Menilik hal tersebut, langkah paling bijak adalah membiarkan STY bekerja hingga kontraknya selesai. Setelah itu, barulah diputuskan apakah akan memberikan perpanjangan kontrak atau tidak. Tentu saja dengan melihat hasil evaluasi dan misi ke depan.

Mengingat ada agenda-agenda besar, terutama Piala Dunia U-20, sepertinya langkah itulah yang akan diambil PSSI. Sangat kecil kemungkinan PSSI mendepak pelatih berumur 52 tahun tersebut. Dia akan dipertahankan hingga akhir kontraknya.

Setelah itu, soal masa depan STY, PSSI perlu berhitung. Apakah gaji STY saat ini worth it untuk tak dibebani target juara? Bila misi ke depan memang perbaikan permainan pun, apakah worth it dengan besaran gajinya itu jika dibandingkan dengan biaya perbaikan sistem dan sarana untuk pembinaan usia dini?

Shin Tae-yong Harus Benahi Diri

PSSI harus berani memberikan tekanan kepada Shin Tae-yong. Patut diingat, dia juga manusia biasa, bukan dewa, malaikat atau Tuhan. Dia tidak lepas dari kekurangan, kelemahan, dan kesalahan. Tekanan ini penting agar dia lebih fokus, bersungguh-sungguh, dan bertanggung jawab lagi.

Setidaknya ada beberapa hal yang patut dibenahi STY. Pertama, berhenti bersikap kontradiktif. Di satu sisi, dia selalu mengeluhkan kualitas pemain-pemain yang ada. Namun, di sisi lain, dia tak henti menggaungkan target juara. Jika memang kualitas tak memadai, tak usah gembar-gembor mau juara.

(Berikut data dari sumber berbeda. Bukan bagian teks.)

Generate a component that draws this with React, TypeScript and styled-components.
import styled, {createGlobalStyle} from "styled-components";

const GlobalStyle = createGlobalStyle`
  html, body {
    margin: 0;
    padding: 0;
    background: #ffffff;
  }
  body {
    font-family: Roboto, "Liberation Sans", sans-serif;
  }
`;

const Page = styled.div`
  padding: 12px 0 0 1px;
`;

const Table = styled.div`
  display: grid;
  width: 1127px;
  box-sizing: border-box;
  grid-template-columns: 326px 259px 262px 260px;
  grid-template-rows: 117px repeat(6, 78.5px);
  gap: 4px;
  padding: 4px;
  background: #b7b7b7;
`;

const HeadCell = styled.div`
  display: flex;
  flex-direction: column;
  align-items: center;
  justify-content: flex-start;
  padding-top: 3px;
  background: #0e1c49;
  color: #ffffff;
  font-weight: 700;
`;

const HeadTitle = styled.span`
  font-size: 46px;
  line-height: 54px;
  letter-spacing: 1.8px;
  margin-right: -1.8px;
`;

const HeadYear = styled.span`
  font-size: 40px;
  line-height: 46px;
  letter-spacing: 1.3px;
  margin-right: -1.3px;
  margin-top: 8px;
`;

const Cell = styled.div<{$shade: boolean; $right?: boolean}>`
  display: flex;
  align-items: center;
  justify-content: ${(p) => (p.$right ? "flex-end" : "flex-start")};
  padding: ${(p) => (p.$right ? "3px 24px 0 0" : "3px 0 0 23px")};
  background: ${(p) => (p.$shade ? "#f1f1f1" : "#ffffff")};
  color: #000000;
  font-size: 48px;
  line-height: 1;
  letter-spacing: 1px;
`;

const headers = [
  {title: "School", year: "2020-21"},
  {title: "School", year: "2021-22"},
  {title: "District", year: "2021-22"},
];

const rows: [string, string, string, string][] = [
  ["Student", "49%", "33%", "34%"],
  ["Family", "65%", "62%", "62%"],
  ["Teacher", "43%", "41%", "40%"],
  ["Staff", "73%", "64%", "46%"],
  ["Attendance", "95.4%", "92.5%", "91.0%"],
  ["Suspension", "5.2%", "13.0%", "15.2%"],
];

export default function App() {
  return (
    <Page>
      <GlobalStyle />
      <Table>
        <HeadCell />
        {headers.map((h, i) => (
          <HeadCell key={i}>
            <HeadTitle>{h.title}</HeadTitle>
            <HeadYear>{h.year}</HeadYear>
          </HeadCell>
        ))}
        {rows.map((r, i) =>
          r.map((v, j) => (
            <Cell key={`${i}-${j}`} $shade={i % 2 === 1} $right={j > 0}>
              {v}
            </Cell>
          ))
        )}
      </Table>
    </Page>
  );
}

Jangan mau pula dibebani target juara, apalagi menjanjikan juara.

Kedua, perbaiki komunikasi dengan klub-klub sebagai pemilik pemain. Bicaralah lebih intensif dengan pelatih-pelatih klub. Sungguh mengherankan ketika Thomas Doll saja dicuekin. Padahal, STY dengan gampangnya memanggil sekian banyak pemain Persija Jakarta. Itu juga yang dirasakan Bernardo Tavares di PSM Makassar.

Shin Tae-yong jelas-jelas kalah segalanya dari Park Hang-seo.
zingnews.vn

Sebagai pelatih timnas, berbicara dan berdiskusi dengan pelatih klub tidaklah buruk. Dia bisa menitip “menu latihan” untuk pemain-pemain tertentu sesuai kebutuhan timnas. Sebaliknya, pelatih klub yang lebih sering memantau dan berinteraksi dengan pemain pun bisa memberikan masukan berarti kepadanya.

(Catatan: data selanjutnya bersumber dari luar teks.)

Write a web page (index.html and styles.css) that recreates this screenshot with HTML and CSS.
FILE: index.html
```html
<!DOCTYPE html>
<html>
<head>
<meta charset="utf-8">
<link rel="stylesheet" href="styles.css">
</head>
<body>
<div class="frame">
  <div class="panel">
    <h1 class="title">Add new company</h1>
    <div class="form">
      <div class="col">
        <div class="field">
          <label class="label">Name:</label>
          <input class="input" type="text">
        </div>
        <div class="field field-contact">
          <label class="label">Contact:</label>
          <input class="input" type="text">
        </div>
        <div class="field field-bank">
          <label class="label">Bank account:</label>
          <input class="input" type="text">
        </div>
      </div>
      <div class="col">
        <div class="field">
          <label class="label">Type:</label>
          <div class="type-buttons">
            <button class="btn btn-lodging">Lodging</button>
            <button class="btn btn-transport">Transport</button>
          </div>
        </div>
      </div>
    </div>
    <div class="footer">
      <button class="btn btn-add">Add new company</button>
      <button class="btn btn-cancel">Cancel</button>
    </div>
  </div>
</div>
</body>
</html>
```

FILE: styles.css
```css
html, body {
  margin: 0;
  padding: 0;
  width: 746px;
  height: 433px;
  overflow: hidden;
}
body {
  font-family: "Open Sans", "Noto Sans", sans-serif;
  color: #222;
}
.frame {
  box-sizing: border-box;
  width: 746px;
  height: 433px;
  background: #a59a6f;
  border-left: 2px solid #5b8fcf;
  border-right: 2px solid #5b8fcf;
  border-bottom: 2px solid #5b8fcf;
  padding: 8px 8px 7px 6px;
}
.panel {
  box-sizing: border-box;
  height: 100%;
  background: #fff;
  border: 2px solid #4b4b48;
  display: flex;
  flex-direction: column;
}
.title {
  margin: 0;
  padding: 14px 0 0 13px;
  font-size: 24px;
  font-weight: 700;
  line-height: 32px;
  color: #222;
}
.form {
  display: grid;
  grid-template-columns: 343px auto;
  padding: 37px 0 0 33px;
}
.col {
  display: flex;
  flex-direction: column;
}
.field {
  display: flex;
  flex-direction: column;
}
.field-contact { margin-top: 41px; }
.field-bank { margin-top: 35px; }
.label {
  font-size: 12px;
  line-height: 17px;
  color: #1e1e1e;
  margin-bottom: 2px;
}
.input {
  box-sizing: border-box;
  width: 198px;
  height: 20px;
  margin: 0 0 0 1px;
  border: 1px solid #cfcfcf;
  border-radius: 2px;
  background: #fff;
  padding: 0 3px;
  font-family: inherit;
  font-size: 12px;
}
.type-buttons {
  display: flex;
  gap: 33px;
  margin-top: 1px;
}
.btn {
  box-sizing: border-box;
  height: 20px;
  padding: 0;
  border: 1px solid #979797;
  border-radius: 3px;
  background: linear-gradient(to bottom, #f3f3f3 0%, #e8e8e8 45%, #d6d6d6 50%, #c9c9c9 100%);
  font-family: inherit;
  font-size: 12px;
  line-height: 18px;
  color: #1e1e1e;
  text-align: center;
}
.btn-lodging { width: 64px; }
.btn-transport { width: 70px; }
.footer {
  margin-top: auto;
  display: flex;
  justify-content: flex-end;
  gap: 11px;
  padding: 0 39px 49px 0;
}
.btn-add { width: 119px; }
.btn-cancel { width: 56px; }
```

Ketiga, berhentilah bersikap kerdil. Setiap kali Indonesia gagal, selalu saja ada hal yang dijadikan kambing hitam. Mulai dari lapangan hingga aturan pernah dia jadikan alasan. Soal kegagalan di Piala AFF 2022, dia dalam rapat evaluasi bahkan menyalahkan para pemain dengan menyebut mereka tak berkualitas.

Shin Tae-yong harus belajar dari Kim Pan-gon dan Park Hang-seo. Setelah Malaysia dikandaskan Thailand, Pan-gon mengambil alih semua tanggung jawab dan meminta para pemain tak dikritik. Sementara itu, Coach Park mengakui kegagalan Vietnam juara Piala AFF 2022 karena dirinya tak punya cukup kemampuan menekuk Thailand.

Dalam sisa kontraknya, Shin Tae-yong perlu menyadari peran pihak-pihak lain dan melibatkan mereka dalam kerjanya. Jangan lagi terkesan seperti Rambo, Superman atau Midas. Hasil kerja dua tahun ini sudah membuktikan dia tidaklah seperti itu. PSSI pun harus menyadari hal tersebut. Jika akan begini-begini saja, tak perlu mempertahankan STY. Toh, seperti kata STY, sumber daya yang ada tak mendukung untuk juara.